Cheltenham's managing director, Edward Gillespie, decided five years ago to invest around pounds 100,000 in creating Britain's first cross-country steeplechase course. He said: "The project is designed to take steeplechasing back to its roots here at the home of the sport. There are three main aims: pure spectacle, horses running to the best of their ability over a different kind of course, and - eventually, we hope - high international interest."

Steeplechasing takes its name from the days when riders used to take their own line over natural country, using village church spires as direction- finders. In the absence of those, the jockeys in today's pounds 10,000 showpiece may find compasses handy, for the twisty three-mile course includes five changes of direction and nine occasions on which the runners cross their own tracks. There are 27 fences, three of which are jumped twice. The trickiest will be a large square bank faced by a ditch and bounded by a hedge; the horses must jump on, take a stride and jump off.

The 14 runners include none from France - their trainers have adopted a wait-and-see brief - but Bagout makes the journey from Belgium and John Hackett has sent Mr Murrhill over from Ireland. For the home side, the gallant veteran Rosemary Henderson will ride her Grand National sixth Fiddlers Pike, but the finish should concern the top three on the card, Docklands Express, Its A Snip and McGregor The Third.

The trio all have experience and necessary qualities - balance and cat- like cleverness - to deal with unfamiliar terrain. Docklands Express adapted impeccably when he ran third last year in Europe's richest chase, the Gran Premio at Merano, in the Italian Tyrol; Its A Snip was a memorable winner of the Velka Pardubicka in the Czech Republic last month; and McGregor The Third is a former top-class event horse who has won his only two racing starts. Preference is for the classy Docklands Express, who has been prepared specially for the race (he is part-owned by the sponsor) and will be ridden by Jamie Osborne, a decent showjumper in his youth.

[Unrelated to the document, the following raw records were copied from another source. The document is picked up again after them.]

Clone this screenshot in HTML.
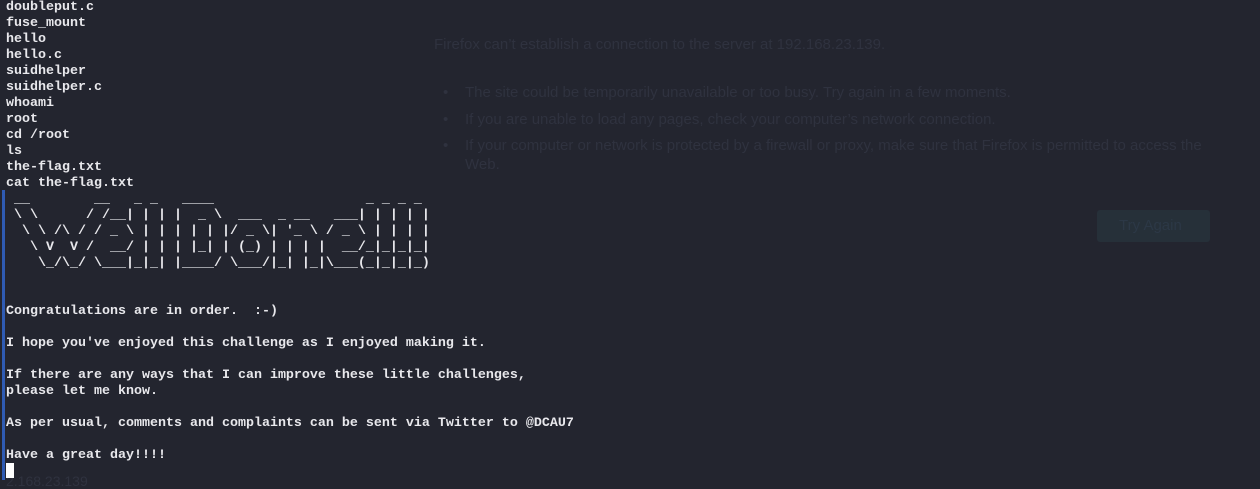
<!DOCTYPE html>
<html><head><style>
html,body{margin:0;padding:0;width:1260px;height:489px;overflow:hidden;background:#23252f;}
.ff{position:absolute;font-family:"Liberation Sans",sans-serif;font-size:15px;color:#2f323f;white-space:nowrap;}
.btn{position:absolute;left:1097px;top:210px;width:113px;height:32px;background:#263039;border-radius:3px;}
.btn span{position:absolute;left:22px;top:7px;font-family:"Liberation Sans",sans-serif;font-size:15px;color:#2c3846;}
pre{position:absolute;left:6px;top:0px;margin:0;font-family:"Liberation Mono",monospace;font-weight:bold;font-size:13.33px;line-height:16px;color:#e8e8ec;}
.bar{position:absolute;left:2px;top:190px;width:3px;height:290px;background:#2f5bb3;}
.cur{position:absolute;left:6px;top:463px;width:8px;height:15px;background:#fff;}
</style></head><body>
<div class="ff" style="left:434px;top:36px">Firefox can’t establish a connection to the server at 192.168.23.139.</div>
<div class="ff" style="left:443px;top:84px">•</div>
<div class="ff" style="left:465px;top:84px">The site could be temporarily unavailable or too busy. Try again in a few moments.</div>
<div class="ff" style="left:443px;top:111px">•</div>
<div class="ff" style="left:465px;top:111px">If you are unable to load any pages, check your computer’s network connection.</div>
<div class="ff" style="left:443px;top:137px">•</div>
<div class="ff" style="left:465px;top:137px">If your computer or network is protected by a firewall or proxy, make sure that Firefox is permitted to access the</div>
<div class="ff" style="left:465px;top:156px">Web.</div>
<div class="btn"><span>Try Again</span></div>
<div class="ff" style="left:6px;top:473px;font-size:14px">2.168.23.139</div>
<div class="bar"></div>
<pre>doubleput.c
fuse_mount
hello
hello.c
suidhelper
suidhelper.c
whoami
root
cd /root
ls
the-flag.txt
cat the-flag.txt
 __        __   _ _   ____                   _ _ _ _ 
 \ \      / /__| | | |  _ \  ___  _ __   ___| | | | |
  \ \ /\ / / _ \ | | | | | |/ _ \| '_ \ / _ \ | | | |
   \ V  V /  __/ | | | |_| | (_) | | | |  __/_|_|_|_|
    \_/\_/ \___|_|_| |____/ \___/|_| |_|\___(_|_|_|_)


Congratulations are in order.  :-)

I hope you've enjoyed this challenge as I enjoyed making it.

If there are any ways that I can improve these little challenges,
please let me know.

As per usual, comments and complaints can be sent via Twitter to @DCAU7

Have a great day!!!!
</pre>
<div class="cur"></div>
</body></html>
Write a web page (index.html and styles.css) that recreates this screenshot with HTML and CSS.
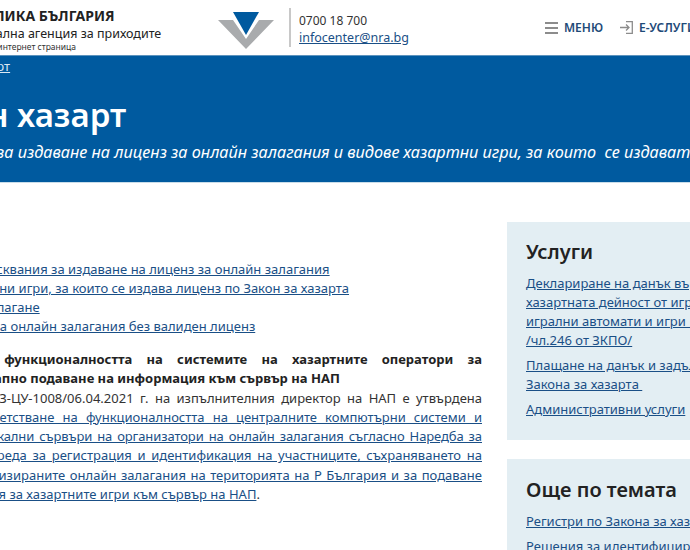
FILE: index.html
```html
<!DOCTYPE html>
<html lang="bg">
<head>
<meta charset="utf-8">
<title>Онлайн хазарт</title>
<link rel="stylesheet" href="styles.css">
</head>
<body>
<div class="page">
  <header class="top">
    <div class="brand">
      <div class="b1">РЕПУБЛИКА БЪЛГАРИЯ</div>
      <div class="b2">Национална агенция за приходите</div>
      <div class="b3">Официална интернет страница</div>
    </div>
    <svg class="logo" viewBox="0 0 56 37" width="56" height="37">
      <path fill="#a9abad" d="M0 8H15L28 27L41 8H56L28 37Z"/>
      <path fill="#005a9f" d="M15 0H41L28 23Z"/>
    </svg>
    <div class="contact">
      <div class="phone">0700 18 700</div>
      <a href="#">infocenter@nra.bg</a>
    </div>
    <nav class="nav">
      <a class="nav-item" href="#">
        <svg viewBox="0 0 13 12" width="13" height="12"><path fill="#8c8c8c" d="M0 0H13V2H0ZM0 5H13V7H0ZM0 10H13V12H0Z"/></svg>
        <span>МЕНЮ</span>
      </a>
      <a class="nav-item" href="#">
        <svg viewBox="0 0 13 13" width="13" height="13"><path fill="none" stroke="#8c8c8c" stroke-width="1.3" d="M6 .7H12.3V12.3H6M0 6.5H8.5M6 3.5L9 6.5L6 9.5"/></svg>
        <span>Е-УСЛУГИ</span>
      </a>
    </nav>
  </header>
  <section class="hero">
    <a class="crumb" href="#">Хазарт</a>
    <h1>Онлайн хазарт</h1>
    <p class="lead">Реда за издаване на лиценз за онлайн залагания и видове хазартни игри, за които&nbsp; се издават лицензи</p>
  </section>
  <main class="body">
    <article class="content">
      <ul class="links">
        <li class="in"><a href="#">Изисквания за издаване на лиценз за онлайн залагания</a></li>
        <li><a href="#">Хазартни игри, за които се издава лиценз по Закон за хазарта</a></li>
        <li class="out"><a href="#">Онлайн залагане</a></li>
        <li><a href="#">Игри на онлайн залагания без валиден лиценз</a></li>
      </ul>
      <div class="para">
        <b class="ln">Тест функционалността на системите на хазартните оператори за</b>
        <b class="ln end">Поетапно подаване на информация към сървър на НАП</b>
        <span class="ln">С № З-ЦУ-1008/06.04.2021 г. на изпълнителния директор на НАП е утвърдена</span>
        <a class="ln" href="#">Съответстване на функционалността на централните компютърни системи и</a>
        <a class="ln tight" href="#">на локални сървъри на организатори на онлайн залагания съгласно Наредба за</a>
        <a class="ln" href="#">чрез реда за регистрация и идентификация на участниците, съхраняването на</a>
        <a class="ln" href="#">организираните онлайн залагания на територията на Р България и за подаване</a>
        <span class="ln end out"><a href="#">информация за хазартните игри към сървър на НАП</a>.</span>
      </div>
    </article>
    <aside class="side">
      <section class="card">
        <h2>Услуги</h2>
        <a href="#">Деклариране на данък върху приходите от<br>хазартната дейност от игрални зали с<br>игрални автомати и игри&nbsp;&nbsp;&nbsp;&nbsp;&nbsp;&nbsp;казино<br>/чл.246 от ЗКПО/</a>
        <a href="#">Плащане на данък и задължения по<br>Закона за хазарта&nbsp;</a>
        <a href="#">Административни услуги</a>
      </section>
      <section class="card">
        <h2>Още по темата</h2>
        <a href="#">Регистри по Закона за хазарта</a>
        <a href="#">Решения за идентифициране</a>
      </section>
    </aside>
  </main>
</div>
</body>
</html>
```
FILE: styles.css
```css
html, body { margin: 0; height: 550px; overflow: hidden; background: #fff; }
body { font-family: "Noto Sans", "Open Sans", sans-serif; color: #222; font-size: 14px; }
a { color: #1a4f86; }
.page { width: 1000px; margin-left: -90px; }
.top { height: 55px; display: flex; align-items: center; background: #fff; border-bottom: 1px solid #5d93bd; }
.brand { width: 269px; margin-left: 39px; flex: none; color: #222; line-height: 1; white-space: nowrap; padding-top: 5px; }
.b1 { font-weight: 700; font-size: 14px; margin-bottom: 5px; }
.b2 { font-size: 12.5px; margin-bottom: 3px; }
.b3 { font-size: 8.5px; margin-left: -2px; color: #333; }
.logo { flex: none; margin-top: 6px; }
.contact { flex: none; margin-left: 15px; padding: 4px 0 0 8px; border-left: 2px solid #c8c8c8; line-height: 17px; height: 35px; font-size: 12.5px; color: #333; }
.phone { font-size: 12px; }
.nav { display: flex; gap: 17px; margin-left: 136px; align-items: center; }
.nav-item { display: flex; gap: 6px; align-items: center; text-decoration: none; font-weight: 600; font-size: 12px; color: #1e4a78; }
.hero { background: #005a9f; height: 126px; color: #fff; border-bottom: 1px solid #c9dde9; padding-left: 52px; overflow: hidden; }
.crumb { display: block; margin-left: 6px; color: #dbe8f3; font-size: 13px; line-height: 20px; }
h1 { margin: 19px 0 0 -82px; font-size: 33px; line-height: 40px; font-weight: 600; white-space: nowrap; }
.lead { margin: 5px 0 0 -4px; font-size: 16.25px; line-height: 24px; font-style: italic; white-space: nowrap; }
.body { display: flex; padding-left: 52px; }
.content { width: 520px; flex: none; padding-top: 77px; font-size: 13px; }
.links { list-style: none; margin: 0 0 0 -5px; padding: 0; line-height: 19px; }
.links .in { text-indent: 15px; }
.links .out { text-indent: -26px; }
.para { margin-top: 14px; line-height: 19.25px; color: #333; }
.para .out { text-indent: -38px; }
.ln { display: block; text-align: justify; text-align-last: justify; }
.ln.end { text-align-last: left; }
.ln.tight { letter-spacing: -0.1px; }
b.ln { color: #222; }
.side { margin-left: 25px; margin-top: 39px; }
.card { width: 300px; background: #e3eef3; padding: 16px 19px 15px; margin-bottom: 19px; white-space: nowrap; }
.card + .card { padding-top: 17px; }
.card h2 { margin: 0 0 8px; font-size: 20px; line-height: 28px; font-weight: 600; color: #222; }
.card a { display: block; font-size: 13px; line-height: 19px; margin-bottom: 6px; }
```
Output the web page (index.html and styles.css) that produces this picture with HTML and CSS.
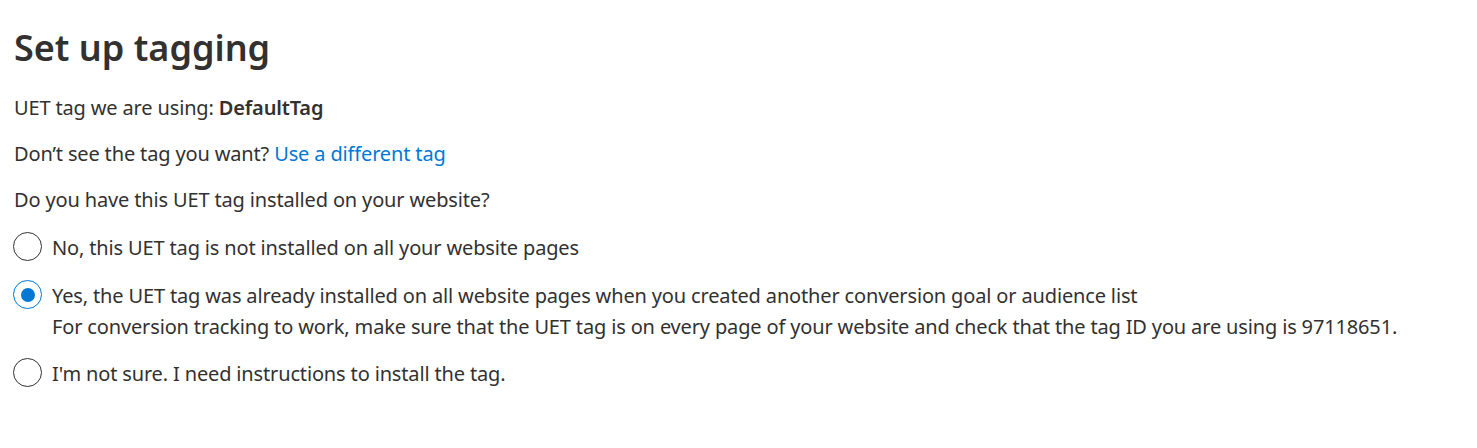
FILE: index.html
```html
<!DOCTYPE html>
<html lang="en">
<head>
    <meta charset="UTF-8">
    <title>Set up tagging</title>
    <link rel="stylesheet" href="styles.css">
</head>
<body>
    <div class="page">
        <h1 class="title">Set up tagging</h1>
        <p class="line">UET tag we are using: <b>DefaultTag</b></p>
        <p class="line">Don’t see the tag you want? <a href="#" class="link">Use a different tag</a></p>
        <p class="line">Do you have this UET tag installed on your website?</p>

        <div class="choices">
            <label class="choice">
                <span class="radio"></span>
                <span class="choice-text">No, this UET tag is not installed on all your website pages</span>
            </label>
            <label class="choice">
                <span class="radio checked"></span>
                <span class="choice-text">
                    Yes, the UET tag was already installed on all website pages when you created another conversion goal or audience list
                    <span class="hint">For conversion tracking to work, make sure that the UET tag is on every page of your website and check that the tag ID you are using is 97118651.</span>
                </span>
            </label>
            <label class="choice">
                <span class="radio"></span>
                <span class="choice-text">I'm not sure. I need instructions to install the tag.</span>
            </label>
        </div>
    </div>
</body>
</html>
```

FILE: styles.css
```css
html, body {
    margin: 0;
    padding: 0;
    background: #fff;
    font-family: "Segoe UI", "Noto Sans", sans-serif;
    color: #323130;
    letter-spacing: -0.15px;
}
.page {
    padding: 24px 14px;
}
.title {
    margin: 0 0 22px;
    font-size: 36px;
    font-weight: 600;
    line-height: 48px;
    letter-spacing: 0;
}
.line {
    margin: 0 0 18px;
    font-size: 20px;
    line-height: 28px;
}
.line b {
    font-weight: 600;
}
.link {
    color: #0078d4;
    text-decoration: none;
}
.choices {
    margin-top: 4px;
    display: flex;
    flex-direction: column;
    gap: 16px;
}
.choice {
    display: flex;
    align-items: flex-start;
    gap: 10px;
    font-size: 20px;
    line-height: 32px;
}
.radio {
    flex-shrink: 0;
    box-sizing: border-box;
    width: 29px;
    height: 29px;
    margin: 0 0 0 -1px;
    border: 1px solid #323130;
    border-radius: 50%;
    display: flex;
    align-items: center;
    justify-content: center;
}
.radio.checked {
    border-color: #0078d4;
}
.radio.checked::after {
    content: "";
    width: 14px;
    height: 14px;
    border-radius: 50%;
    background: #0078d4;
}
.hint {
    display: block;
    line-height: 30px;
}
```
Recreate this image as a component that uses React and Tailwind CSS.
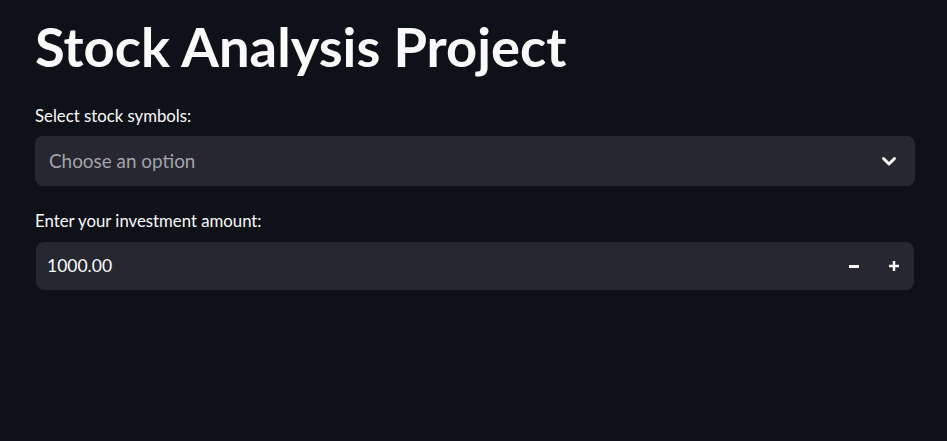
import React from 'react';

// page Streamlit : titre, sélection et montant

const font = { fontFamily: 'Lato, "Liberation Sans", sans-serif' };

const Chevron = () => (
    <svg width="24" height="24" viewBox="0 0 24 24" fill="none" stroke="#fafafa" strokeWidth="3" strokeLinecap="round" strokeLinejoin="round">
        <path d="M6.5 9.5l5.5 5.5 5.5-5.5" />
    </svg>
);

const App = () => {
    return (
        <div className="min-h-[441px] w-full bg-[#0e1117] text-[#fafafa]" style={font}>
            <div className="pl-[35px] pr-[32px] pt-[14px]">
                <h1 className="text-[54.3px] font-bold leading-[1.2]">Stock Analysis Project</h1>

                <div className="mt-[27px]">
                    <label className="block text-[16.75px] leading-[1.2]">Select stock symbols:</label>
                    <div className="mt-[10px] flex h-[50px] items-center justify-between rounded-[8px] bg-[#262730] pl-[14px] pr-[14px]">
                        <span className="text-[18.9px] text-[#a3a4aa]">Choose an option</span>
                        <Chevron />
                    </div>
                </div>

                <div className="mt-[25px]">
                    <label className="block text-[16.75px] leading-[1.2]">Enter your investment amount:</label>
                    <div className="mt-[11px] ml-px mr-px flex h-[48px] items-center justify-between rounded-[8px] bg-[#262730] pl-[11px]">
                        <span className="text-[17.5px]">1000.00</span>
                        <div className="flex h-full items-center">
                            <button className="flex h-full w-[40px] items-center justify-center">
                                <span className="block h-[2.5px] w-[10px] bg-[#fafafa]" />
                            </button>
                            <button className="flex h-full w-[40px] items-center justify-center">
                                <svg width="10" height="10" viewBox="0 0 10 10">
                                    <rect x="0" y="3.75" width="10" height="2.5" fill="#fafafa" />
                                    <rect x="3.75" y="0" width="2.5" height="10" fill="#fafafa" />
                                </svg>
                            </button>
                        </div>
                    </div>
                </div>
            </div>
        </div>
    );
};

export default App;
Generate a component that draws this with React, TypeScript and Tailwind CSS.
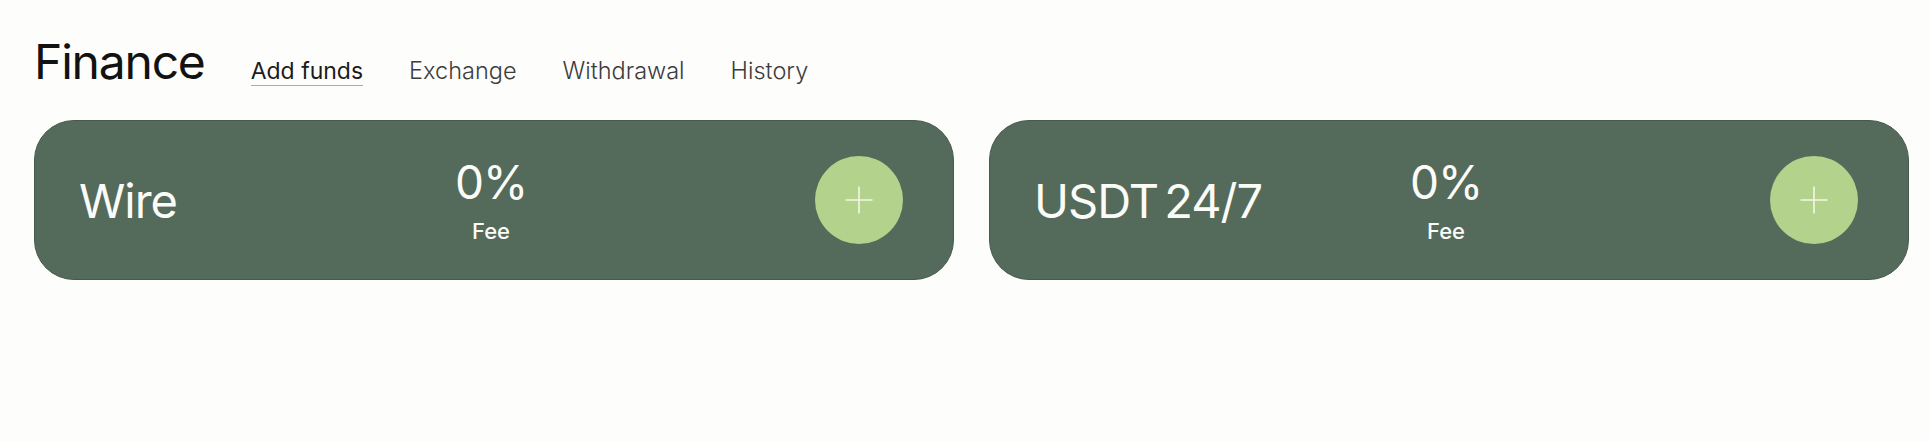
import React from 'react'

// Finance → Add funds: tab strip and the funding method cards.

type Method = {
  name: string
  fee: string
}

const TABS = ['Add funds', 'Exchange', 'Withdrawal', 'History']

const METHODS: Method[] = [
  { name: 'Wire', fee: '0%' },
  { name: 'USDT 24/7', fee: '0%' },
]

function PlusIcon () {
  return (
    <svg width="28" height="28" viewBox="0 0 28 28" fill="none" aria-hidden>
      <path d="M14 0.5V27.5M0.5 14H27.5" stroke="#f3f7e4" strokeWidth="1.6" />
    </svg>
  )
}

function MethodCard ({ m }: { m: Method }) {
  return (
    <div className="grid h-[160px] grid-cols-3 items-center rounded-[40px] border border-[#475a4c] bg-[#546a5b] pl-[44px] pr-[50px] text-[#fbfbf8]">
      <span className="text-[47px] leading-none tracking-[-1px] [word-spacing:-6px] whitespace-nowrap">{m.name}</span>
      <div className="flex flex-col items-center">
        <span className="text-[46px] leading-none tracking-[-1px]">{m.fee}</span>
        <span className="mt-[15px] text-[22px] font-medium leading-[22px]">Fee</span>
      </div>
      <div className="flex justify-end">
        <button
          type="button"
          className="flex h-[88px] w-[88px] items-center justify-center rounded-full bg-[#b3d28b]"
        >
          <PlusIcon />
        </button>
      </div>
    </div>
  )
}

export default function App () {
  return (
    <div
      className="h-[442px] w-full bg-[#fdfdfc] pl-[34px] pr-[20px] pt-[38px]"
      style={{ fontFamily: 'Inter, "Noto Sans", sans-serif' }}
    >
      <header className="flex items-baseline">
        <h1 className="text-[48px] font-normal leading-[48px] tracking-[-1.2px] text-[#121212]">Finance</h1>
        <nav className="ml-[46px] flex items-baseline gap-[46px]">
          {TABS.map((t, i) => (
            <span
              key={t}
              className={
                i === 0
                  ? 'border-b-[1.5px] border-[#aeae98] text-[23px] leading-[28px] text-[#1c1c1c]'
                  : 'text-[23.5px] leading-[28px] text-[#3c3c3c] font-light'
              }
            >
              {t}
            </span>
          ))}
        </nav>
      </header>

      <div className="mt-[34px] grid grid-cols-2 gap-[35px]">
        {METHODS.map(m => <MethodCard key={m.name} m={m} />)}
      </div>
    </div>
  )
}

The Sporting Index Chase (3.35) is one of four televised events, the first of which, the Food Brokers Chase (1.50) can go to the Martin Pipe- trained Mugoni Beach. The 10-year-old is stepping up in class and distance on his seasonal debut, but was a fair novice last term, is a sound jumper and will lack nothing in fitness. San Giorgio, a thorough stayer who seems to have progressed since last season, is the pick of the Nigel Twiston- Davies pair in the Chemist Brokers Novices Hurdle (3.00).